Scary Stories To Tell In The Dark Review: Chilling Horror Tale For All Ages

Add another film to the list of all-time best movies set on Halloween night. Scary Stories to Tell in the Dark is that film, and its tale starts on said holiday but goes on from there. The vibes it puts off throughout though will make it an all-time watch for the spooky season. Plan on making it a part of your yearly October viewing, right along with 2007’s Trick r’ Treat.

Scary Stories to Tell in the Dark is an adaptation of the very popular kid lit book series published from 1981-1991. The three volumes told short, scary tales, five of which this movie combines along with a throughline story, to form a sort of modified anthology horror film. 

The main characters are a group of kids a little too old for trick or treating who go out on Halloween night to prank a local bully. One thing leads to another and they end up at the purportedly haunted house of a long-dead local woman named Sarah Bellows. Sarah was locked in the basement of her house by her family and was said to have read scary stories to local kids from her underground prison. Stella, a writer, horror movie fan and leader of the group, finds Sarah’s cursed book of frightful tales and inadvertently brings it to life. New stories start appearing on the pages right before her eyes, some involving and endangering her friends. This leaves Stella and Ramon, a young man who is passing through town, to try to stop the book, and the ghost of Sarah Bellows, from bringing an untimely end to all of the denizens of their small town.

Director André Øvredal and producer Guillermo Del Toro make for a dynamic duo in bringing this celebrated but controversial book series to the big screen. More than one generation of children have grown up as fans of Alvin Schwartz’s Scary Stories… collections, and I believe the majority of them will be satisfied with this translation. The disturbing illustrations by Stephen Gammell are realized on screen perfectly. What once scared youngsters on the page is just as creepy on the big screen to filmgoers of all ages.

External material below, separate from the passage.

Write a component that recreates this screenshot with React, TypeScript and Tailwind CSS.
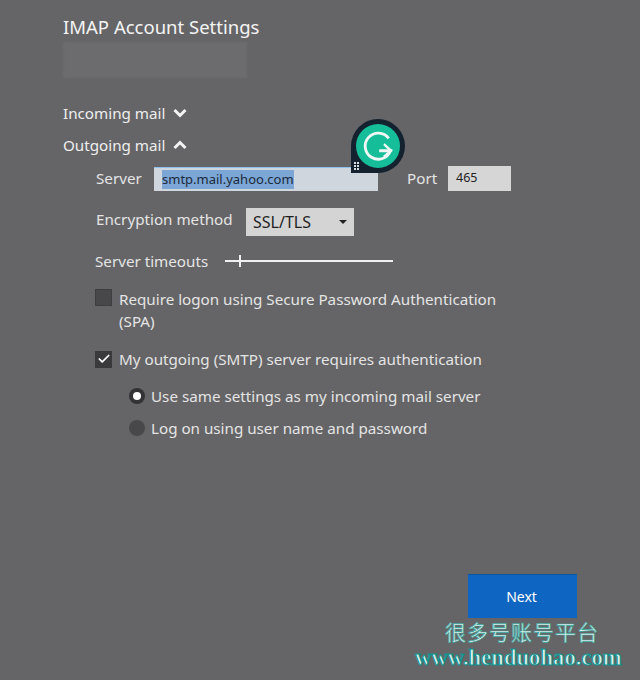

Del Toro, long a director of fantastical genre works, here reaches a high watermark as a producer. Not since 2007’s The Orphanage has a film he only shepherded as a producer been so successful creatively. Part of that is likely his choice of directors in these two projects. J.A. Bayona helmed The Orphanage and has gone on to much Hollywood studio success taking the reins on Jurassic World: Fallen Kingdom and soon Amazon’s Lord of the Rings series. With Scary Stories… he entrusts André Øvredal with the job, and given his past work on indie chillers Trollhunter and The Autopsy of Jane Doe, I imagine he well knew what a capable director he was placing in charge.

Another great part about Scary Stories to Tell in the Dark is the fact that with this movie they have only scratched the surface of the source material. There still remains a wealth of terrifying yarns to be spun from Schwartz’s three volumes, be it in theatrical form like this, or as a future TV show, a la Nickelodeon’s Are You Afraid of the Dark?. That will hopefully lead to many more years of haunting entertainment to be enjoyed by viewers young and old alike.

Recommended if you like: Trick r’ Treat, Tales from the Crypt, Are You Afraid of the Dark?